• **DATASET SECTION**
....................
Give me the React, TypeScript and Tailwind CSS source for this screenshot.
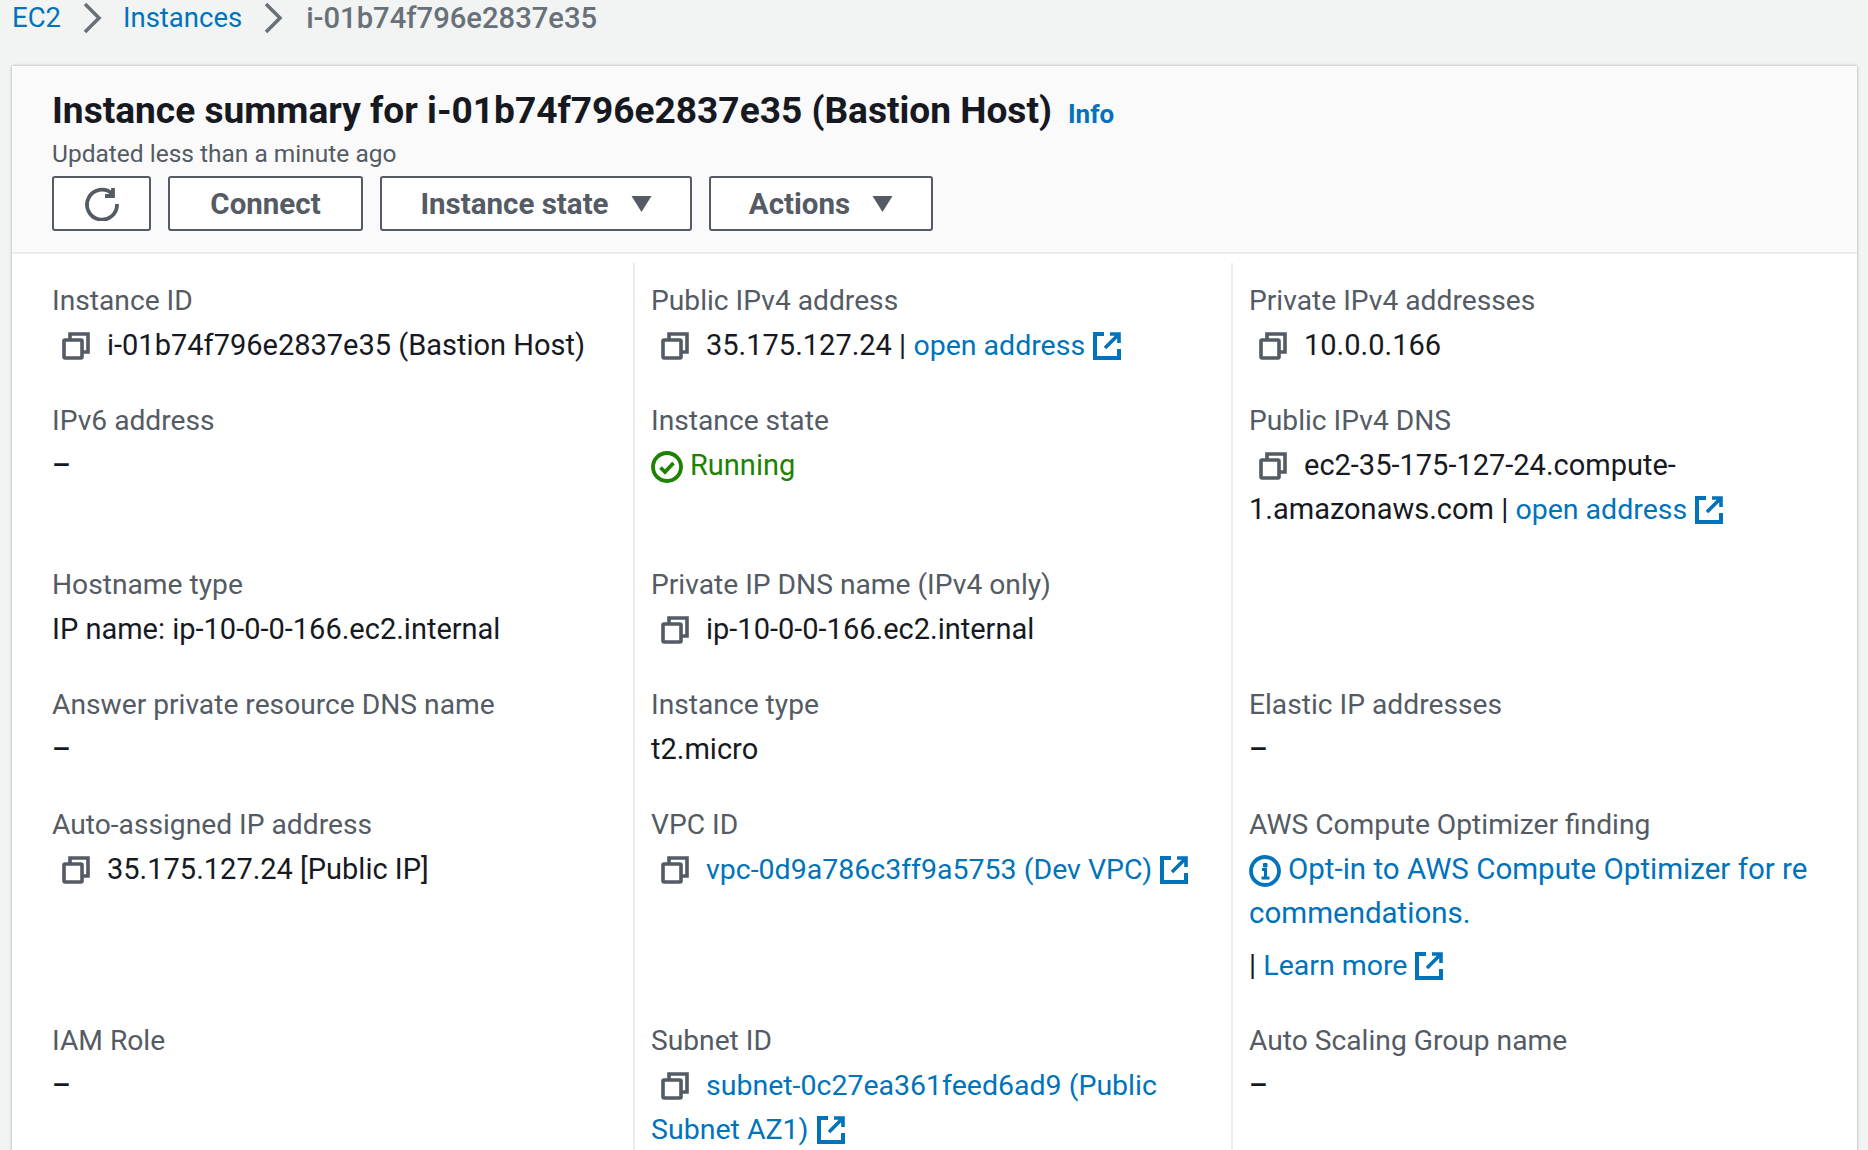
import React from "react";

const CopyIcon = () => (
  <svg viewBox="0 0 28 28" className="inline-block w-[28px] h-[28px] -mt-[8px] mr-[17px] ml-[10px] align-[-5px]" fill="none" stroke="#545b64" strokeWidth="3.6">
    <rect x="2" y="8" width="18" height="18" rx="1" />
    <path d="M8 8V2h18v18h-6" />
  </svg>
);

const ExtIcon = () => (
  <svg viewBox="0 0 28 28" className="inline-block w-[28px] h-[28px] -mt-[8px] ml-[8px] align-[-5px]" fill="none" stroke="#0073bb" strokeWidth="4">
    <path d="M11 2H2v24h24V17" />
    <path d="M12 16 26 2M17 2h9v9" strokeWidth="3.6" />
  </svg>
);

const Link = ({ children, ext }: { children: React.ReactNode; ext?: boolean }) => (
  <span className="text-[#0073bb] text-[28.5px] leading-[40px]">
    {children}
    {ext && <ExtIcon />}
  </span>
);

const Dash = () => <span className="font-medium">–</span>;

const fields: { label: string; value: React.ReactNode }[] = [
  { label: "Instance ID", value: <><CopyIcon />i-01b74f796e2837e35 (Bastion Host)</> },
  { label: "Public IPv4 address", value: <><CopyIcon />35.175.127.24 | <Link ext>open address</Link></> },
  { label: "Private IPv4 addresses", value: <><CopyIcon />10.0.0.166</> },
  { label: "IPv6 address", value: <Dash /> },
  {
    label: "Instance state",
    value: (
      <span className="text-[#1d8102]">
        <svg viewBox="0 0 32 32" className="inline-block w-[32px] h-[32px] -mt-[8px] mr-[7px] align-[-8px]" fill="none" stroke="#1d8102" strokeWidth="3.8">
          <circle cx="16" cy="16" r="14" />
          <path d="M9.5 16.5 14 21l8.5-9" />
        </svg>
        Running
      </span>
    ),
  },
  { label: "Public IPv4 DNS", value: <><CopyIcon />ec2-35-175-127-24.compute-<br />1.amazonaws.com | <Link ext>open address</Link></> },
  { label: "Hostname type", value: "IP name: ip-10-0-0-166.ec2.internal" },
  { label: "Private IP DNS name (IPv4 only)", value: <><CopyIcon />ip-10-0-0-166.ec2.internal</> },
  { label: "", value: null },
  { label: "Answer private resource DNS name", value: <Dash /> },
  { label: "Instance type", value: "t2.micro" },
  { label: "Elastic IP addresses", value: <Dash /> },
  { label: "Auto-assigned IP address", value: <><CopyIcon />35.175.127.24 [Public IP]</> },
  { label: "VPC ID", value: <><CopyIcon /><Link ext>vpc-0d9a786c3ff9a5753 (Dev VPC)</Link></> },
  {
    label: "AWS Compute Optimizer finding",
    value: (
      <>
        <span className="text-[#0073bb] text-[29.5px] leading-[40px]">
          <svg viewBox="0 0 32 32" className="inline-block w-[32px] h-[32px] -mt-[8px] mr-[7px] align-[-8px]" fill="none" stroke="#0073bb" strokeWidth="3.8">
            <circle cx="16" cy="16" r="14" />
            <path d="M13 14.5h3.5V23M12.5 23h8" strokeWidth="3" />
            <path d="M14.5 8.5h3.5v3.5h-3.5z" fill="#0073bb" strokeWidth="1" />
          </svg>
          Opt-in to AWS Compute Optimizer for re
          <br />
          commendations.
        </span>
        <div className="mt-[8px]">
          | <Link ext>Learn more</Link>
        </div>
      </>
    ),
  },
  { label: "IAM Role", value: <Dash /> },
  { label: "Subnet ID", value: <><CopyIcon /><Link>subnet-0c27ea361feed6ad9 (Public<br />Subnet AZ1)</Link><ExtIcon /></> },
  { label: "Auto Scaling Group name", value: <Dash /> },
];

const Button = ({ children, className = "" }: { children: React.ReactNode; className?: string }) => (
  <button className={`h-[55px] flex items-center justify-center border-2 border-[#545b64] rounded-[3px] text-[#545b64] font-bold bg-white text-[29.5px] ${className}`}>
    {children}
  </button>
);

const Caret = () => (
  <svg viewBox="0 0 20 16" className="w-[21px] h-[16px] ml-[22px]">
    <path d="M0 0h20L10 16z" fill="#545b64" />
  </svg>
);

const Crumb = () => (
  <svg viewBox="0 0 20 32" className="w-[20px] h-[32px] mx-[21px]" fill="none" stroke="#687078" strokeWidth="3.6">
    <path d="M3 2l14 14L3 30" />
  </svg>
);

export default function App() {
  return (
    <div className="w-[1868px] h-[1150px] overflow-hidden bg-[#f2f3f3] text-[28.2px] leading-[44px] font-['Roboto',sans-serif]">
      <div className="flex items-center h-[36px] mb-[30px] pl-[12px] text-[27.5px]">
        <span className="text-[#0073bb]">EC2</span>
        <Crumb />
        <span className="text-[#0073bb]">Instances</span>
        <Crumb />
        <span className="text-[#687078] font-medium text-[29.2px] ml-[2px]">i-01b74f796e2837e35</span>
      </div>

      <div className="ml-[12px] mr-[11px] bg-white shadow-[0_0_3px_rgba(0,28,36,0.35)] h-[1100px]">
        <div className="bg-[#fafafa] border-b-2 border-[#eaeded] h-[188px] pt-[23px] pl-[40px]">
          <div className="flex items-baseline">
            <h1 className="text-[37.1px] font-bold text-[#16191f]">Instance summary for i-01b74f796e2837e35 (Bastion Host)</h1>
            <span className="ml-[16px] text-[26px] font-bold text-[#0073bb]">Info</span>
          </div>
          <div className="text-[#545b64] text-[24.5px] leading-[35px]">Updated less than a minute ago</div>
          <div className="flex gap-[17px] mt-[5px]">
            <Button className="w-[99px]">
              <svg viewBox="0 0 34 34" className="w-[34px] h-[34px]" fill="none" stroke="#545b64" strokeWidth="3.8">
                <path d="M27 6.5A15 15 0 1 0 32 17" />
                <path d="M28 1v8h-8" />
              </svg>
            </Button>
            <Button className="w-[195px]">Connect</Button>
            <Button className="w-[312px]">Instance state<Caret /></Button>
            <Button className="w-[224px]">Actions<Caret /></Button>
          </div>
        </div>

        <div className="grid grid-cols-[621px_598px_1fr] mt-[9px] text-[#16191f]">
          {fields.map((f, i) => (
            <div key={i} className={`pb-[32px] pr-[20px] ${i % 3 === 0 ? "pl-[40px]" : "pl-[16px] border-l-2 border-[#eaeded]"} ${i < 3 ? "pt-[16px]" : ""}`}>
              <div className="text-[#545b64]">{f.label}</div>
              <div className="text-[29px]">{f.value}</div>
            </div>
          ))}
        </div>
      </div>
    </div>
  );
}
....................
Exactly reproduce the run of lines from the start of the listing through the line with "const Dash = ()", inclusive; pictures are not copied.

Give me the React, TypeScript and Tailwind CSS source for this screenshot.
import React from "react";

const CopyIcon = () => (
  <svg viewBox="0 0 28 28" className="inline-block w-[28px] h-[28px] -mt-[8px] mr-[17px] ml-[10px] align-[-5px]" fill="none" stroke="#545b64" strokeWidth="3.6">
    <rect x="2" y="8" width="18" height="18" rx="1" />
    <path d="M8 8V2h18v18h-6" />
  </svg>
);

const ExtIcon = () => (
  <svg viewBox="0 0 28 28" className="inline-block w-[28px] h-[28px] -mt-[8px] ml-[8px] align-[-5px]" fill="none" stroke="#0073bb" strokeWidth="4">
    <path d="M11 2H2v24h24V17" />
    <path d="M12 16 26 2M17 2h9v9" strokeWidth="3.6" />
  </svg>
);

const Link = ({ children, ext }: { children: React.ReactNode; ext?: boolean }) => (
  <span className="text-[#0073bb] text-[28.5px] leading-[40px]">
    {children}
    {ext && <ExtIcon />}
  </span>
);

const Dash = () => <span className="font-medium">–</span>;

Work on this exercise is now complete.